_Task objective_
Set the listing down unchanged, minus every embedded image.
[BEGIN Supplied material]
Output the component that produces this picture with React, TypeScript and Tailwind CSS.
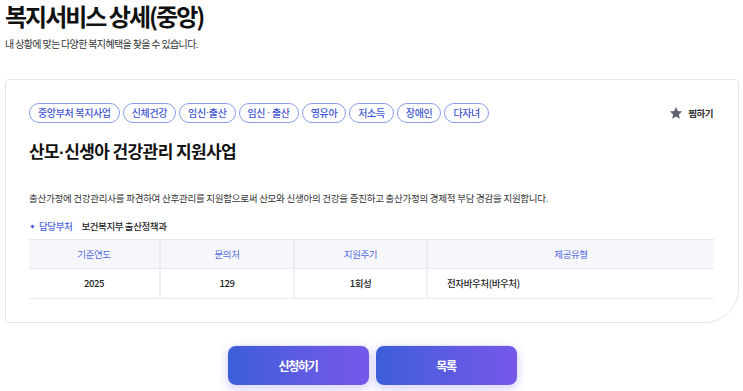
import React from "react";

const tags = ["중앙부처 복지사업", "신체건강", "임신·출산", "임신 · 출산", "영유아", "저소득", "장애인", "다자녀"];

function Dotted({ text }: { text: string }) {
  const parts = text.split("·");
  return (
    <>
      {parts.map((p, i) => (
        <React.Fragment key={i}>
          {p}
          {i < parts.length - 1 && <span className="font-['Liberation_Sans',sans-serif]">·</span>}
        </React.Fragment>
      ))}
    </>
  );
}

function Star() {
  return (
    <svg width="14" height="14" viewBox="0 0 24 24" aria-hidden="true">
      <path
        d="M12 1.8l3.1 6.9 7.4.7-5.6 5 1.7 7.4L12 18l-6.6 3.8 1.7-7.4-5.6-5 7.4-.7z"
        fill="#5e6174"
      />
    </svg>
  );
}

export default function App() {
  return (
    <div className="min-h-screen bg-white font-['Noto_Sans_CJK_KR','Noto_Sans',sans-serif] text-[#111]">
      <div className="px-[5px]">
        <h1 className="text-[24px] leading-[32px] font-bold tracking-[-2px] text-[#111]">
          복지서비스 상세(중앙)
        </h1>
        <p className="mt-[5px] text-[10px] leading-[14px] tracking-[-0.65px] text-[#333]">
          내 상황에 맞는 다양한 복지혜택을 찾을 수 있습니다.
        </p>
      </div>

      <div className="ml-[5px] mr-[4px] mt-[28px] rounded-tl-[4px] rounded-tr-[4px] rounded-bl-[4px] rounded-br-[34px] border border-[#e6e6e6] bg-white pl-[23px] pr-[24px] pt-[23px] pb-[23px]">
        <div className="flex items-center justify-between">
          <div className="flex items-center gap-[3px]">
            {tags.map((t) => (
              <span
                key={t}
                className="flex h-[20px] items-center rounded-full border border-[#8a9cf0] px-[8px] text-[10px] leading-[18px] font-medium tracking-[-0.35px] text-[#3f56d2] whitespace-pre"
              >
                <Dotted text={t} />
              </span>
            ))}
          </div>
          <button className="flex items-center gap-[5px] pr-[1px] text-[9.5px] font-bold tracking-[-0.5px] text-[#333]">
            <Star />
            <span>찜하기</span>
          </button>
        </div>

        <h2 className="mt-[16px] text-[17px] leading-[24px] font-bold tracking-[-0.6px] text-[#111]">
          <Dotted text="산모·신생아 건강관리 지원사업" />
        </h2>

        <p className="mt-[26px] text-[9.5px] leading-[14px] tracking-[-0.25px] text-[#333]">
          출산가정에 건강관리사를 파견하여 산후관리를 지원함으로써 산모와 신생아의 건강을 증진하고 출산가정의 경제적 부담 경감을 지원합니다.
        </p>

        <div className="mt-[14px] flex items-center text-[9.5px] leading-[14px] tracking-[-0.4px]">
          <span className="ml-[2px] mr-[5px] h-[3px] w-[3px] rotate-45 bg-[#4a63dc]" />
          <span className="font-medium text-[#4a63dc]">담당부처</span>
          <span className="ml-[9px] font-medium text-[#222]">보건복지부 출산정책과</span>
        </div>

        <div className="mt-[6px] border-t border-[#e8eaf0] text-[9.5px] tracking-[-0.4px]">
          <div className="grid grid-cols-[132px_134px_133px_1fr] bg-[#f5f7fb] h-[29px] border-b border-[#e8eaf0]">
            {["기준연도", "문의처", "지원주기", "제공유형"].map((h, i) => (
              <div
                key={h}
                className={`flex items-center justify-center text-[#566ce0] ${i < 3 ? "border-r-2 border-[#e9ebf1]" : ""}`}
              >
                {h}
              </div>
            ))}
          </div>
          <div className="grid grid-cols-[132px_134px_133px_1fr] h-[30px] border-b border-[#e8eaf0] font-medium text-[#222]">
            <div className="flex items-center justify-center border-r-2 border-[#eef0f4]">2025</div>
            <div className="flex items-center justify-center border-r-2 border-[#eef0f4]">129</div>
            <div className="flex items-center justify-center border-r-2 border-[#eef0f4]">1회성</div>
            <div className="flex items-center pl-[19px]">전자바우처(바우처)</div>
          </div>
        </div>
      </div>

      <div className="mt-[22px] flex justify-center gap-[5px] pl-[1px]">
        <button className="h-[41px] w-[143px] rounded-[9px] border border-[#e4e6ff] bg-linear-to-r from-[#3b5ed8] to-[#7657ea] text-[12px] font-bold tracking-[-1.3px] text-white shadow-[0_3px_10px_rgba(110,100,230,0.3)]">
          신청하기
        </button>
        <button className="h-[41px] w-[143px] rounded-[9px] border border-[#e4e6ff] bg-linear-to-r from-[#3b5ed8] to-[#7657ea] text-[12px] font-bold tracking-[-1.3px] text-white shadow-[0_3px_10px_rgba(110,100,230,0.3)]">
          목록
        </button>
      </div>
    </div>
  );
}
[END Supplied material]
_In response_
Output the component that produces this picture with React, TypeScript and Tailwind CSS.
import React from "react";

const tags = ["중앙부처 복지사업", "신체건강", "임신·출산", "임신 · 출산", "영유아", "저소득", "장애인", "다자녀"];

function Dotted({ text }: { text: string }) {
  const parts = text.split("·");
  return (
    <>
      {parts.map((p, i) => (
        <React.Fragment key={i}>
          {p}
          {i < parts.length - 1 && <span className="font-['Liberation_Sans',sans-serif]">·</span>}
        </React.Fragment>
      ))}
    </>
  );
}

function Star() {
  return (
    <svg width="14" height="14" viewBox="0 0 24 24" aria-hidden="true">
      <path
        d="M12 1.8l3.1 6.9 7.4.7-5.6 5 1.7 7.4L12 18l-6.6 3.8 1.7-7.4-5.6-5 7.4-.7z"
        fill="#5e6174"
      />
    </svg>
  );
}

export default function App() {
  return (
    <div className="min-h-screen bg-white font-['Noto_Sans_CJK_KR','Noto_Sans',sans-serif] text-[#111]">
      <div className="px-[5px]">
        <h1 className="text-[24px] leading-[32px] font-bold tracking-[-2px] text-[#111]">
          복지서비스 상세(중앙)
        </h1>
        <p className="mt-[5px] text-[10px] leading-[14px] tracking-[-0.65px] text-[#333]">
          내 상황에 맞는 다양한 복지혜택을 찾을 수 있습니다.
        </p>
      </div>

      <div className="ml-[5px] mr-[4px] mt-[28px] rounded-tl-[4px] rounded-tr-[4px] rounded-bl-[4px] rounded-br-[34px] border border-[#e6e6e6] bg-white pl-[23px] pr-[24px] pt-[23px] pb-[23px]">
        <div className="flex items-center justify-between">
          <div className="flex items-center gap-[3px]">
            {tags.map((t) => (
              <span
                key={t}
                className="flex h-[20px] items-center rounded-full border border-[#8a9cf0] px-[8px] text-[10px] leading-[18px] font-medium tracking-[-0.35px] text-[#3f56d2] whitespace-pre"
              >
                <Dotted text={t} />
              </span>
            ))}
          </div>
          <button className="flex items-center gap-[5px] pr-[1px] text-[9.5px] font-bold tracking-[-0.5px] text-[#333]">
            <Star />
            <span>찜하기</span>
          </button>
        </div>

        <h2 className="mt-[16px] text-[17px] leading-[24px] font-bold tracking-[-0.6px] text-[#111]">
          <Dotted text="산모·신생아 건강관리 지원사업" />
        </h2>

        <p className="mt-[26px] text-[9.5px] leading-[14px] tracking-[-0.25px] text-[#333]">
          출산가정에 건강관리사를 파견하여 산후관리를 지원함으로써 산모와 신생아의 건강을 증진하고 출산가정의 경제적 부담 경감을 지원합니다.
        </p>

        <div className="mt-[14px] flex items-center text-[9.5px] leading-[14px] tracking-[-0.4px]">
          <span className="ml-[2px] mr-[5px] h-[3px] w-[3px] rotate-45 bg-[#4a63dc]" />
          <span className="font-medium text-[#4a63dc]">담당부처</span>
          <span className="ml-[9px] font-medium text-[#222]">보건복지부 출산정책과</span>
        </div>

        <div className="mt-[6px] border-t border-[#e8eaf0] text-[9.5px] tracking-[-0.4px]">
          <div className="grid grid-cols-[132px_134px_133px_1fr] bg-[#f5f7fb] h-[29px] border-b border-[#e8eaf0]">
            {["기준연도", "문의처", "지원주기", "제공유형"].map((h, i) => (
              <div
                key={h}
                className={`flex items-center justify-center text-[#566ce0] ${i < 3 ? "border-r-2 border-[#e9ebf1]" : ""}`}
              >
                {h}
              </div>
            ))}
          </div>
          <div className="grid grid-cols-[132px_134px_133px_1fr] h-[30px] border-b border-[#e8eaf0] font-medium text-[#222]">
            <div className="flex items-center justify-center border-r-2 border-[#eef0f4]">2025</div>
            <div className="flex items-center justify-center border-r-2 border-[#eef0f4]">129</div>
            <div className="flex items-center justify-center border-r-2 border-[#eef0f4]">1회성</div>
            <div className="flex items-center pl-[19px]">전자바우처(바우처)</div>
          </div>
        </div>
      </div>

      <div className="mt-[22px] flex justify-center gap-[5px] pl-[1px]">
        <button className="h-[41px] w-[143px] rounded-[9px] border border-[#e4e6ff] bg-linear-to-r from-[#3b5ed8] to-[#7657ea] text-[12px] font-bold tracking-[-1.3px] text-white shadow-[0_3px_10px_rgba(110,100,230,0.3)]">
          신청하기
        </button>
        <button className="h-[41px] w-[143px] rounded-[9px] border border-[#e4e6ff] bg-linear-to-r from-[#3b5ed8] to-[#7657ea] text-[12px] font-bold tracking-[-1.3px] text-white shadow-[0_3px_10px_rgba(110,100,230,0.3)]">
          목록
        </button>
      </div>
    </div>
  );
}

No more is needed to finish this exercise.